According to the feds, this seizure marks one of the first times the U.S. government has recovered such funds from an unhosted virtual currency wallet.

The FBI said the funds were recovered as part of its ongoing investigation into a fraud scheme in which perpetrators pose as employees of Microsoft or Apple and the victim’s bank in order to convince the victim that they’ve been the subject of a hacking incident.

This scheme begins with a “popup” that informs the victims their computer has been compromised and directs them to call Microsoft or Apple for assistance.

“Typically, the perpetrators convince the victim his/her financial accounts are at risk and that he/she needs to move money from traditional bank accounts to cryptocurrency to keep it safe from the hackers,” the FBI said in a seizure warrant.

According to the FBI, the perpetrators will then transfer the call to others posing as employees of the fraud department of the victim’s bank to try to convince them to convert money from traditional bank accounts into cryptocurrency to keep it “safe” from hackers. 

Those funds are then transferred into unhosted virtual currency wallets controlled by the perpetrators. 

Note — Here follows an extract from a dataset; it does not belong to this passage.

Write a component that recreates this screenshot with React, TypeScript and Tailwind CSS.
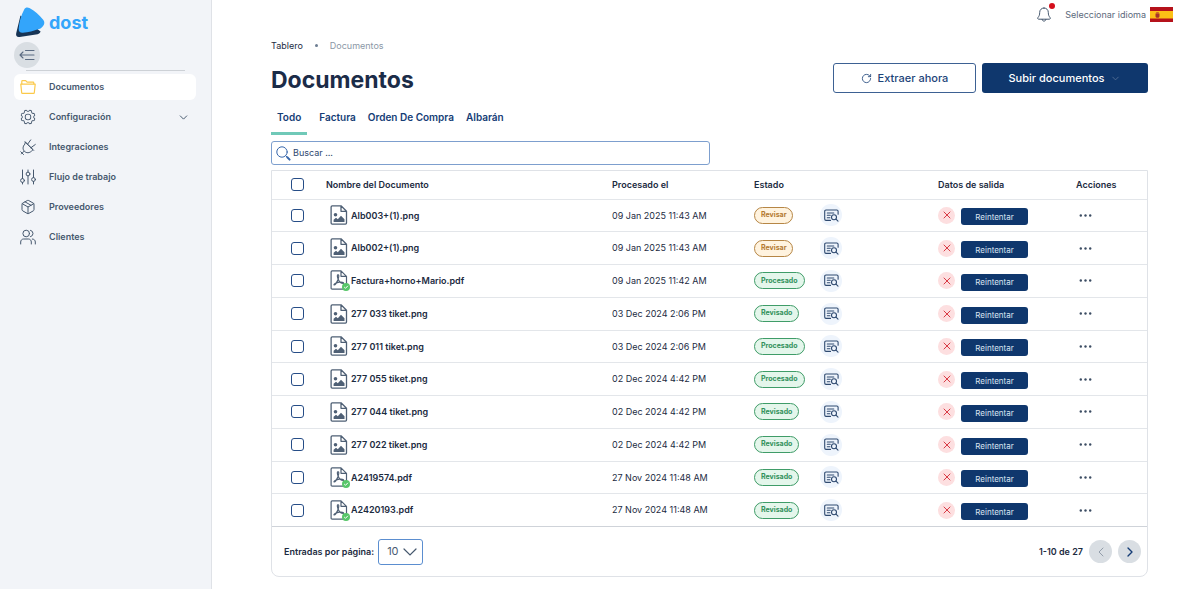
import React, { useState } from "react";
import { ChevronDown, ChevronLeft, ChevronRight, Package, RotateCw, X } from "lucide-react";
import { PiGearLight } from "react-icons/pi";

type Status = "Revisar" | "Procesado" | "Revisado";

interface DocumentRow {
  name: string;
  date: string;
  status: Status;
}

const documents: DocumentRow[] = [
  { name: "Alb003+(1).png", date: "09 Jan 2025 11:43 AM", status: "Revisar" },
  { name: "Alb002+(1).png", date: "09 Jan 2025 11:43 AM", status: "Revisar" },
  { name: "Factura+horno+Mario.pdf", date: "09 Jan 2025 11:42 AM", status: "Procesado" },
  { name: "277 033 tiket.png", date: "03 Dec 2024 2:06 PM", status: "Revisado" },
  { name: "277 011 tiket.png", date: "03 Dec 2024 2:06 PM", status: "Procesado" },
  { name: "277 055 tiket.png", date: "02 Dec 2024 4:42 PM", status: "Procesado" },
  { name: "277 044 tiket.png", date: "02 Dec 2024 4:42 PM", status: "Revisado" },
  { name: "277 022 tiket.png", date: "02 Dec 2024 4:42 PM", status: "Revisado" },
  { name: "A2419574.pdf", date: "27 Nov 2024 11:48 AM", status: "Revisado" },
  { name: "A2420193.pdf", date: "27 Nov 2024 11:48 AM", status: "Revisado" },
];

const tabs = ["Todo", "Factura", "Orden De Compra", "Albarán"];

const checkboxClass =
  "block w-[13px] h-[13px] ml-[19px] appearance-none rounded-[3px] border border-[#264d87] bg-white checked:bg-[#0f376d]";

/* Icons */

const FolderIcon = () => (
  <svg viewBox="0 0 16 16" className="w-4 h-4" fill="none" stroke="#fbc94a" strokeWidth="1.2" strokeLinejoin="round">
    <path d="M1.8 5.2V2.4c0-.4.3-.7.7-.7h3.2l1.4 1.5h6c.4 0 .7.3.7.7v1.3" />
    <path d="M.8 5.2h14.4l-.9 8.5c0 .4-.4.7-.8.7h-11c-.4 0-.8-.3-.8-.7z" />
  </svg>
);

const PlugIcon = () => (
  <svg viewBox="0 0 16 16" className="w-4 h-4" fill="none" stroke="currentColor" strokeWidth="1" strokeLinecap="round" strokeLinejoin="round">
    <path d="M5.6 3.3l7.4 7.4-1.5 1.4c-2 2-5 2.200-7 .3s-1.900-5 .1-7z" />
    <path d="M5 2.700l8.700 8.700M7.600 5.200L10.700.9M11 8.700l4.300-3.200M4.200 12.100L1.400 14.900M.8 12.800l2.700 2.700" />
  </svg>
);

const FlowIcon = () => (
  <svg viewBox="0 0 16 16" className="w-4 h-4" fill="none" stroke="currentColor" strokeWidth="1" strokeLinecap="round">
    <path d="M2.500 1v8.500M2.500 13.500V15M8 1v2M8 7v8M13.500 1v7.500M13.500 12.500V15" />
    <circle cx="2.500" cy="11.500" r="1.900" />
    <circle cx="8" cy="5" r="1.900" />
    <circle cx="13.500" cy="10.500" r="1.900" />
  </svg>
);

const ClientsIcon = () => (
  <svg viewBox="0 0 16 16" className="w-4 h-4" fill="none" stroke="currentColor" strokeWidth="1" strokeLinecap="round">
    <circle cx="6.200" cy="4.500" r="3.300" />
    <path d="M.7 15v-2c0-1.700 1.200-3 2.900-3h4.800c1.700 0 2.900 1.300 2.900 3v2M10.500 1.300a3.300 3.300 0 0 1 0 6.400M12.300 10c1.800 0 3 1.300 3 3v2" />
  </svg>
);

const Logo = () => (
  <svg viewBox="0 0 30 31" className="w-[30px] h-[31px]">
    <path d="M5.500 8.500L1.200 26.200c-.6 2.700.8 4.200 3.400 3.800l18-2.800c1.600-.3 2.300-1.200 3-2.600l-12-9z" fill="#173455" />
    <path d="M9.200 2.400c1.100-1.900 3.200-2.400 5.200-1.300 5.100 2.800 9.800 6.800 13.800 11.700 1.600 2 1.500 4.300-.1 6.100-1.200 1.400-2.500 2.600-4.200 3.200-5.200 2-10.500 3.200-16.100 3.700-2.700.2-4.300-1.500-4.100-4.100.5-6.700 2.100-13.200 5.500-19.300z" fill="#33a5fb" />
  </svg>
);

const CollapseIcon = () => (
  <svg viewBox="0 0 16 12" className="w-4 h-3" fill="none" stroke="#5b6b82" strokeWidth="1.100" strokeLinecap="round" strokeLinejoin="round">
    <path d="M6.500 1.500H15M1 6h14M6.500 10.500H15M4 3L1 6l3 3" />
  </svg>
);

const BellIcon = () => (
  <svg viewBox="0 0 14 15" className="w-[14px] h-[15px]" fill="none" stroke="#46586e" strokeWidth="1" strokeLinecap="round" strokeLinejoin="round">
    <path d="M7 1C4.400 1 2.700 2.900 2.700 5.400c0 2.600-.6 3.700-1.600 4.900-.8 1-.4 1.900.6 1.900h10.600c1 0 1.400-.9.6-1.900-1-1.200-1.600-2.300-1.600-4.900C11.300 2.900 9.600 1 7 1zM5.100 12.400c.2 1.100.9 1.700 1.900 1.700s1.700-.6 1.900-1.700" />
  </svg>
);

const SpainFlag = () => (
  <svg viewBox="0 0 23 15" className="w-[23px] h-[15px]">
    <rect width="23" height="15" fill="#b5121b" />
    <rect y="4" width="23" height="7.500" fill="#fcc016" />
    <path d="M5.500 6.500h4v2.700c0 1-.9 1.600-2 1.600s-2-.6-2-1.600z" fill="#a8332c" />
    <path d="M6.200 5.300h2.600v1.200H6.200z" fill="#b5432c" />
  </svg>
);

const SearchIcon = () => (
  <svg viewBox="0 0 15 15" className="w-[15px] h-[15px] shrink-0" fill="none" stroke="#3767ab" strokeLinecap="round">
    <circle cx="6" cy="6" r="5.200" strokeWidth="1" />
    <path d="M9.800 9.800l1.300 1.300" strokeWidth="1" />
    <path d="M11.300 11.300l2.300 2.300" strokeWidth="2" />
  </svg>
);

const ImageFileIcon = () => (
  <svg viewBox="0 0 18 20" className="w-[18px] h-5" fill="none" stroke="#4f6075" strokeWidth="1.300" strokeLinejoin="round">
    <path d="M2.200.8h8.800l5.500 5.500v11.800c0 .7-.5 1.100-1.100 1.100H2.200c-.7 0-1.100-.4-1.100-1.100V1.900C1.100 1.200 1.500.8 2.200.8zM11 .8v5.500h5.500" />
    <circle cx="5.500" cy="9.700" r="1.800" fill="#4f6075" stroke="none" />
    <path d="M3.600 17v-2.200L6 12.700l1.800 1.500 3.200-3.500 3.500 3.600V17z" fill="#4f6075" stroke="none" />
  </svg>
);

const PdfFileIcon = () => (
  <svg viewBox="0 0 20 21" className="w-5 h-[21px]" fill="none" stroke="#4f6075" strokeWidth="1.200" strokeLinejoin="round">
    <path d="M2.200.8h8.800l5.500 5.500v11.800c0 .7-.5 1.100-1.100 1.100H2.200c-.7 0-1.100-.4-1.100-1.100V1.900C1.100 1.200 1.500.8 2.200.8zM11 .8v5.500h5.500" />
    <path d="M7.800 4.700c-.9.300-.3 3 .4 4.600.9 2.100 2.800 4.300 5.200 4.200M8.500 4.900c.7 1-.1 3.600-.9 5.500-.9 2.100-2.100 4.200-3.500 4.600M4 14.700c1-1.500 3.400-2.300 5.500-2.500 2-.2 4.200.1 4.200 1.100" strokeWidth="1.200" strokeLinecap="round" />
    <circle cx="16" cy="17" r="4" fill="#58c66a" stroke="none" />
    <path d="M14.200 17l1.300 1.300 2.400-2.500" stroke="white" strokeWidth="1" />
  </svg>
);

const ReviewIcon = () => (
  <svg viewBox="0 0 15 13" className="w-[15px] h-[13px]" fill="none" stroke="#2f4a70" strokeWidth="1.100" strokeLinecap="round" strokeLinejoin="round">
    <path d="M6.500 11.400H2c-.8 0-1.300-.5-1.300-1.300V2.300C.7 1.500 1.200 1 2 1h10.800c.8 0 1.300.5 1.300 1.300v3M3.300 4h6.500M3.300 6.300h3M3.300 8.700h2.600" />
    <circle cx="10" cy="8.200" r="2.500" />
    <path d="M12 10.200l2 2" />
  </svg>
);

const DotsIcon = () => (
  <svg viewBox="0 0 13 3" className="w-[13px] h-[3px]" fill="#3c4d63">
    <circle cx="1.800" cy="1.500" r="1.200" />
    <circle cx="6.500" cy="1.500" r="1.200" />
    <circle cx="11.200" cy="1.500" r="1.200" />
  </svg>
);

/* Sidebar */

const navItems = [
  { label: "Documentos", icon: <FolderIcon />, active: true },
  { label: "Configuración", icon: <PiGearLight size={18} className="-ml-px" />, expandable: true },
  { label: "Integraciones", icon: <PlugIcon /> },
  { label: "Flujo de trabajo", icon: <FlowIcon /> },
  { label: "Proveedores", icon: <Package size={16} strokeWidth={1.5} /> },
  { label: "Clientes", icon: <ClientsIcon /> },
];

const Sidebar = () => (
  <aside className="w-[212px] shrink-0 border-r border-[#dfe2e7] bg-[#f2f4f8] px-[14px] pt-[7px]">
    <a href="#" className="flex items-center gap-1 pl-px">
      <Logo />
      <span className="text-lg leading-6 font-bold text-[#33a5fb]">dost</span>
    </a>
    <button
      aria-label="Contraer menú"
      className="mt-1 flex w-[26px] h-[26px] items-center justify-center rounded-full bg-[#d9dee3]"
    >
      <CollapseIcon />
    </button>
    <hr className="mt-[2px] mb-[3px] mx-3 border-[#cdd1d6]" />
    <nav className="flex flex-col gap-1">
      {navItems.map((item) => (
        <a
          key={item.label}
          href="#"
          className={`flex h-[26px] items-center rounded-md px-1.5 text-[9px] font-semibold text-[#46586e] mr-px ${
            item.active ? "bg-white" : ""
          }`}
        >
          <span className="w-[29px]">{item.icon}</span>
          {item.label}
          {item.expandable && <ChevronDown size={13} strokeWidth={1.8} className="ml-auto" />}
        </a>
      ))}
    </nav>
  </aside>
);

const StatusBadge = ({ status }: { status: Status }) => (
  <span
    className={`inline-flex h-[17px] items-center rounded-full border px-1.5 text-[7px] font-bold ${
      status === "Revisar"
        ? "border-[#b68645] bg-[#fff3df] text-[#b47a31]"
        : "border-[#3f9c68] bg-[#e4f6eb] text-[#32915b]"
    }`}
  >
    {status}
  </span>
);

export default function App() {
  const [activeTab, setActiveTab] = useState("Todo");
  const [pageSize, setPageSize] = useState("10");

  return (
    <div className="flex min-h-screen bg-white font-['Inter',sans-serif] text-[#1c2b3f]">
      <Sidebar />

      <div className="min-w-0 flex-1">
        {/* Top bar */}
        <header className="flex h-[29px] items-center justify-end pr-[27px]">
          <button aria-label="Notificaciones" className="relative mr-[14px]">
            <BellIcon />
            <span className="absolute -top-1 -right-1 w-1.5 h-1.5 rounded-full bg-[#d40f1c]" />
          </button>
          <button className="flex items-center gap-1 text-[9px] text-[#5b697b]">
            Seleccionar idioma
            <SpainFlag />
          </button>
        </header>

        <main className="pl-[59px] pr-[52px] pb-3">
          <nav aria-label="Ruta" className="flex h-[33px] items-center gap-3 text-[9px]">
            <a href="#">Tablero</a>
            <span className="w-[3px] h-[3px] rounded-full bg-[#6c7d92]" />
            <span className="text-[#8b97a6]">Documentos</span>
          </nav>

          <div className="flex items-center justify-between mb-3">
            <h1 className="pt-1 text-[23px] leading-7 font-bold text-[#1b2c48]">Documentos</h1>
            <div className="flex gap-1.5 text-[11px] font-medium">
              <button className="flex w-[143px] h-[30px] items-center justify-center gap-1.5 rounded-[3px] border border-[#3d6193] text-[#1d4479]">
                <RotateCw size={11} strokeWidth={1.8} />
                Extraer ahora
              </button>
              <button className="flex w-[166px] h-[30px] items-center justify-center gap-1.5 rounded-[3px] bg-[#0f376d] text-white">
                Subir documentos
                <ChevronDown size={11} strokeWidth={1.8} className="text-[#5a7398]" />
              </button>
            </div>
          </div>

          {/* Tabs */}
          <div role="tablist" className="flex gap-3">
            {tabs.map((tab, i) => (
              <button
                key={tab}
                role="tab"
                aria-selected={tab === activeTab}
                onClick={() => setActiveTab(tab)}
                className={`h-[29px] border-b-[3px] pb-1 text-[10px] font-semibold text-[#153d76] ${
                  i === 0 ? "px-1.5" : ""
                } ${tab === activeTab ? "border-[#70c9b8]" : "border-transparent"}`}
              >
                {tab}
              </button>
            ))}
          </div>

          {/* Search */}
          <label className="mt-1.5 flex w-1/2 h-6 items-center gap-0.5 rounded-[3px] border border-[#7d9fce] px-1">
            <SearchIcon />
            <input
              type="text"
              aria-label="Buscar"
              placeholder="Buscar ..."
              className="w-full bg-transparent text-[9px] outline-none placeholder:text-[#2d486f]"
            />
          </label>

          {/* Documents */}
          <section className="mt-[5px] rounded-b-lg border border-[#dfe2e7]">
            <table className="w-full h-[356px] table-fixed border-collapse text-left text-[9px]">
              <thead>
                <tr className="border-b border-[#e3e6ea]">
                  <th className="w-[54px] h-7">
                    <input type="checkbox" aria-label="Seleccionar todo" className={checkboxClass} />
                  </th>
                  <th className="font-semibold">Nombre del Documento</th>
                  <th className="w-[142px] font-semibold">Procesado el</th>
                  <th className="w-[66px] font-semibold">Estado</th>
                  <th className="w-[118px]" />
                  <th className="w-[138px] font-semibold">Datos de salida</th>
                  <th className="w-[71px] font-semibold">Acciones</th>
                </tr>
              </thead>
              <tbody>
                {documents.map((doc) => (
                  <tr key={doc.name} className="border-b border-[#e3e6ea] last:border-[#cfd3d9]">
                    <td>
                      <input type="checkbox" aria-label={`Seleccionar ${doc.name}`} className={checkboxClass} />
                    </td>
                    <td>
                      <div className="flex items-center pl-1 font-semibold">
                        <span className="w-[21px]">
                          {doc.name.endsWith(".pdf") ? <PdfFileIcon /> : <ImageFileIcon />}
                        </span>
                        {doc.name}
                      </div>
                    </td>
                    <td>{doc.date}</td>
                    <td>
                      <StatusBadge status={doc.status} />
                    </td>
                    <td>
                      <button
                        aria-label={`Ver ${doc.name}`}
                        className="flex w-[22px] h-[22px] items-center justify-center rounded-full bg-[#eef4fc]"
                      >
                        <ReviewIcon />
                      </button>
                    </td>
                    <td>
                      <div className="flex items-center gap-1.5">
                        <span className="flex w-[17px] h-[17px] items-center justify-center rounded-full bg-[#fddfe0] text-[#d93b45]">
                          <X size={12} strokeWidth={2} />
                        </span>
                        <button className="mt-[3px] w-[67px] h-[17px] rounded-[3px] bg-[#0f376d] text-[8px] leading-3 text-[#dbe5f2]">
                          Reintentar
                        </button>
                      </div>
                    </td>
                    <td>
                      <button aria-label={`Acciones de ${doc.name}`} className="flex h-4 items-center pl-[3px]">
                        <DotsIcon />
                      </button>
                    </td>
                  </tr>
                ))}
              </tbody>
            </table>

            <footer className="flex h-[49px] items-center justify-between pl-3 pr-1.5 text-[9px] font-semibold">
              <div className="flex items-center gap-1">
                <label htmlFor="page-size">Entradas por página:</label>
                <div className="relative">
                  <select
                    id="page-size"
                    value={pageSize}
                    onChange={(e) => setPageSize(e.target.value)}
                    className="w-[45px] h-[26px] appearance-none rounded-[3px] border border-[#5b8ed0] bg-white pl-2 text-[11px] font-normal text-[#4a5b72]"
                  >
                    <option>10</option>
                    <option>25</option>
                    <option>50</option>
                  </select>
                  <svg
                    viewBox="0 0 14 8"
                    className="pointer-events-none absolute top-[9px] right-1.5 w-[14px] h-2"
                    fill="none"
                    stroke="#46586e"
                    strokeWidth="1.200"
                    strokeLinecap="round"
                  >
                    <path d="M1 1l6 6 6-6" />
                  </svg>
                </div>
              </div>
              <div className="flex items-center gap-1.5">
                <span>1-10 de 27</span>
                <button
                  aria-label="Página anterior"
                  className="flex w-[23px] h-[23px] items-center justify-center rounded-full bg-[#d9dee3] text-[#929daa]"
                >
                  <ChevronLeft size={16} strokeWidth={1.5} />
                </button>
                <button
                  aria-label="Página siguiente"
                  className="flex w-[23px] h-[23px] items-center justify-center rounded-full bg-[#d9dee3] text-[#153d76]"
                >
                  <ChevronRight size={16} strokeWidth={2} />
                </button>
              </div>
            </footer>
          </section>
        </main>
      </div>
    </div>
  );
}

One victim told investigators the scammers provided him with a letter purportedly from the United States Federal Reserve that included what appeared to be the signature of its chair, Jerome Powell.

That victim alleged that the scammers asked him to install a digital currency wallet and a software program that allowed them to remotely access his computers and provided instructions on how to make the money transfers.

The victim told investigators between $3-4 million was transferred at the direction of the scammers.

According to the feds, the scheme has impacted mostly elderly victims throughout the U.S. At least two known victims live in the Northern District of Illinois.